■ WHAT THIS TASK INVOLVES: All of the material below is to be restated word for word, apart from the pictures.

■ INFORMATION PROVIDED:
● ● ● ● ● ● ●

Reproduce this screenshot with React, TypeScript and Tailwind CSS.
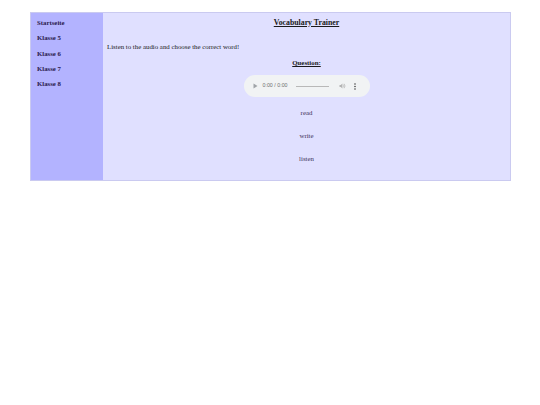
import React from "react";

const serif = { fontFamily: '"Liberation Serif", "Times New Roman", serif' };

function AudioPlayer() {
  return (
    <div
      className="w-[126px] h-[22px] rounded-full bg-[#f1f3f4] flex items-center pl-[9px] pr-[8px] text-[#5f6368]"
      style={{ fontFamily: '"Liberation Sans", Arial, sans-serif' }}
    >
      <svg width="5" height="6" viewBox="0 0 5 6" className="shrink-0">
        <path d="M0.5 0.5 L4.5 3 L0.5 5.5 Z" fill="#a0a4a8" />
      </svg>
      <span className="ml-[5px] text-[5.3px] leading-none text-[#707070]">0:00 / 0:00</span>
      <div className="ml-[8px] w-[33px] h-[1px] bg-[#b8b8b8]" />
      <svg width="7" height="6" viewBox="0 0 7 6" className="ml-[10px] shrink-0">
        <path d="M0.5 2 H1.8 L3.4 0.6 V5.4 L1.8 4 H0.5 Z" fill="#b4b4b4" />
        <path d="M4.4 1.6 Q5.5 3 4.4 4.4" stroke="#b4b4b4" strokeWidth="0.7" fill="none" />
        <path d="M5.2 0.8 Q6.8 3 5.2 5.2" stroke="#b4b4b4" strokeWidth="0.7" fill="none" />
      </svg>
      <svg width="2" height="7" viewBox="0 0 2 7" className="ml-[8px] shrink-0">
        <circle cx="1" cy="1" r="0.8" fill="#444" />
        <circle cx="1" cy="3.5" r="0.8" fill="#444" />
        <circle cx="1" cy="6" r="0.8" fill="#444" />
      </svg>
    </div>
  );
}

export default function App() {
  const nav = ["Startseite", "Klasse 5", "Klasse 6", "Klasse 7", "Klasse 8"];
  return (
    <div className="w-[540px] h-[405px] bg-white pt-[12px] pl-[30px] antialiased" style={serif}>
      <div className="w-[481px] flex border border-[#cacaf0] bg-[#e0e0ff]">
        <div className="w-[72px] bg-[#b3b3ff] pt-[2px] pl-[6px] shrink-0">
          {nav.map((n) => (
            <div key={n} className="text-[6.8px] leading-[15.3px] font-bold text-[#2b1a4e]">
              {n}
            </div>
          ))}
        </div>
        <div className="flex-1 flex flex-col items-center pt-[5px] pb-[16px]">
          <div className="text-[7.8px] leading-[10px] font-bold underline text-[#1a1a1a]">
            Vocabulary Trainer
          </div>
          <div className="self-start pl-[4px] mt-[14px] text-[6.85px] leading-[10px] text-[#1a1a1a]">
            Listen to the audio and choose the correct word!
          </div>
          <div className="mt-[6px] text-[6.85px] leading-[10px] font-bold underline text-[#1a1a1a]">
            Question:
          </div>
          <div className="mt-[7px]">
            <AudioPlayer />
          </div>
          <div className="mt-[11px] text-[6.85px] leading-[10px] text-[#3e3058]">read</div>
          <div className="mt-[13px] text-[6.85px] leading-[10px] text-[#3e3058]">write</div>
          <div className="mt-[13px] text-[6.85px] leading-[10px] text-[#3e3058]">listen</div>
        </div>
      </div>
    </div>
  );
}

● ● ● ● ● ● ●

■ RESULT OF THE EXERCISE:
Reproduce this screenshot with React, TypeScript and Tailwind CSS.
import React from "react";

const serif = { fontFamily: '"Liberation Serif", "Times New Roman", serif' };

function AudioPlayer() {
  return (
    <div
      className="w-[126px] h-[22px] rounded-full bg-[#f1f3f4] flex items-center pl-[9px] pr-[8px] text-[#5f6368]"
      style={{ fontFamily: '"Liberation Sans", Arial, sans-serif' }}
    >
      <svg width="5" height="6" viewBox="0 0 5 6" className="shrink-0">
        <path d="M0.5 0.5 L4.5 3 L0.5 5.5 Z" fill="#a0a4a8" />
      </svg>
      <span className="ml-[5px] text-[5.3px] leading-none text-[#707070]">0:00 / 0:00</span>
      <div className="ml-[8px] w-[33px] h-[1px] bg-[#b8b8b8]" />
      <svg width="7" height="6" viewBox="0 0 7 6" className="ml-[10px] shrink-0">
        <path d="M0.5 2 H1.8 L3.4 0.6 V5.4 L1.8 4 H0.5 Z" fill="#b4b4b4" />
        <path d="M4.4 1.6 Q5.5 3 4.4 4.4" stroke="#b4b4b4" strokeWidth="0.7" fill="none" />
        <path d="M5.2 0.8 Q6.8 3 5.2 5.2" stroke="#b4b4b4" strokeWidth="0.7" fill="none" />
      </svg>
      <svg width="2" height="7" viewBox="0 0 2 7" className="ml-[8px] shrink-0">
        <circle cx="1" cy="1" r="0.8" fill="#444" />
        <circle cx="1" cy="3.5" r="0.8" fill="#444" />
        <circle cx="1" cy="6" r="0.8" fill="#444" />
      </svg>
    </div>
  );
}

export default function App() {
  const nav = ["Startseite", "Klasse 5", "Klasse 6", "Klasse 7", "Klasse 8"];
  return (
    <div className="w-[540px] h-[405px] bg-white pt-[12px] pl-[30px] antialiased" style={serif}>
      <div className="w-[481px] flex border border-[#cacaf0] bg-[#e0e0ff]">
        <div className="w-[72px] bg-[#b3b3ff] pt-[2px] pl-[6px] shrink-0">
          {nav.map((n) => (
            <div key={n} className="text-[6.8px] leading-[15.3px] font-bold text-[#2b1a4e]">
              {n}
            </div>
          ))}
        </div>
        <div className="flex-1 flex flex-col items-center pt-[5px] pb-[16px]">
          <div className="text-[7.8px] leading-[10px] font-bold underline text-[#1a1a1a]">
            Vocabulary Trainer
          </div>
          <div className="self-start pl-[4px] mt-[14px] text-[6.85px] leading-[10px] text-[#1a1a1a]">
            Listen to the audio and choose the correct word!
          </div>
          <div className="mt-[6px] text-[6.85px] leading-[10px] font-bold underline text-[#1a1a1a]">
            Question:
          </div>
          <div className="mt-[7px]">
            <AudioPlayer />
          </div>
          <div className="mt-[11px] text-[6.85px] leading-[10px] text-[#3e3058]">read</div>
          <div className="mt-[13px] text-[6.85px] leading-[10px] text-[#3e3058]">write</div>
          <div className="mt-[13px] text-[6.85px] leading-[10px] text-[#3e3058]">listen</div>
        </div>
      </div>
    </div>
  );
}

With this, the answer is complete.